The Flâneur ⋅ Dispatch 012 ⋅ July 22, 2025

A Chair in the Sky

Grainy seat-back-camera landscapes bound by hand

Hello Walkers—

Right now, I’m nowhere near a sidewalk: I’m wedged into seat 29C, somewhere over Mongolia, on my fifteenth long-haul of the year. Flighty, my preferred enabler of jet-lag mathematics, tells me that tally already loops the planet a couple of times. With no Netflix account and no tablet to distract me, I pass these hours by reading, coding, or enduring the flight with eyes fixed on the seat-back camera that stares straight down at the earth.

Daylight departures from Tokyo are my favorite because the aircraft chases the sun all the way to Europe. When the clouds part, the screen offers a private atlas: the wavy rivers somewhere in China, golden planes of Mongolia, my own Georgia suddenly busy now that Russian airspace is closed, and finally the web of cute Italian villages as the plane banks toward Rome. Whenever the feed shows something, I lift my phone and photograph the screen. Two years of flights have filled an album called “Airplane Views” with these low-resolution frames.

Plane flying over the coast of West Georgia.

A sunset casting shadows of the clouds somewhere over Europe.

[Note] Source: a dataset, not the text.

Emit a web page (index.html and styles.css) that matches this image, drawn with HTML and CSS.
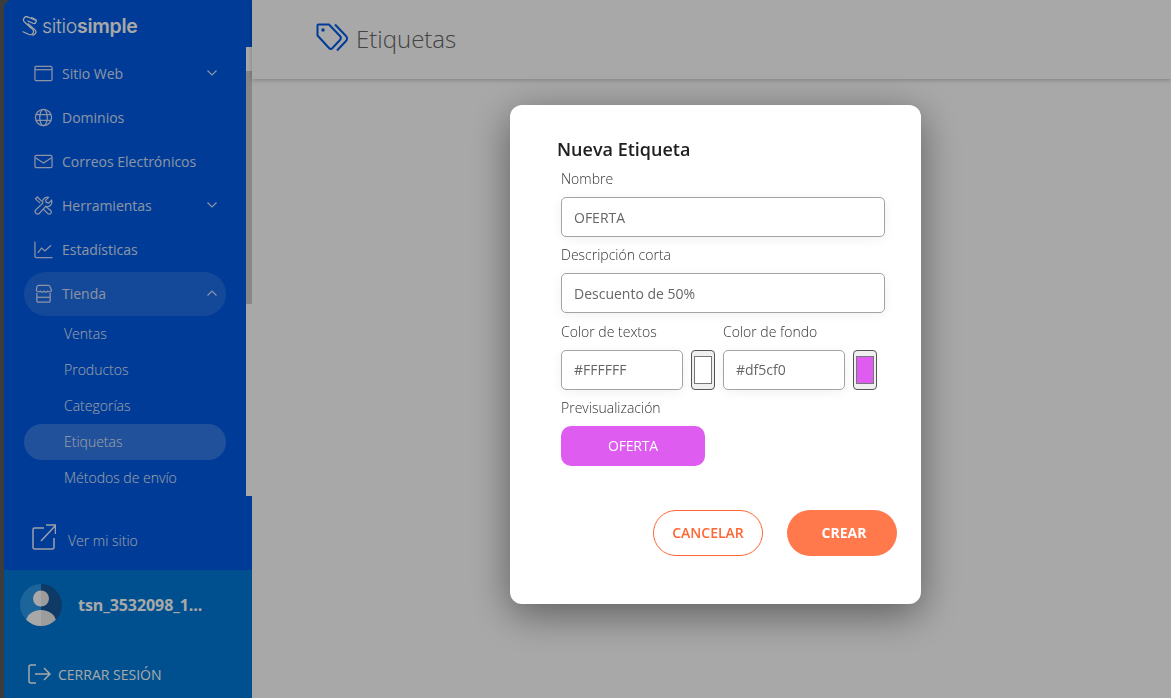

A few weeks ago, my bookbinding course reminded me that every student, rookie or veteran, must enter its annual competition. I already had the pictures; all I needed was a reason to print them. So I sequenced the frames and then turned to Japanese stab binding, letting the stitches sketch an airplane icon on the edge of washi paper with a gradient mimicking high-altitude haze.

Spine of ‘A Chair in the Sky’

There is exactly one copy for now, sitting with the judges until early August. I am under no illusion that it will be recognized as anything, but the project reminded me how happy I am when my hands are busy—and how deadlines, though as pleasant as turbulence, keep me moving forward.

Spread with airplane photo

This urge to make something out of accidental imagery isn’t new. In 2021, I discovered that the doorbell camera in my Tokyo apartment quietly archived every visitor; those clips became a book too. Apparently, I have a thing for unintended surveillance imagery and the tiny screens they inhabit.

More soon—probably from another narrow chair in the sky.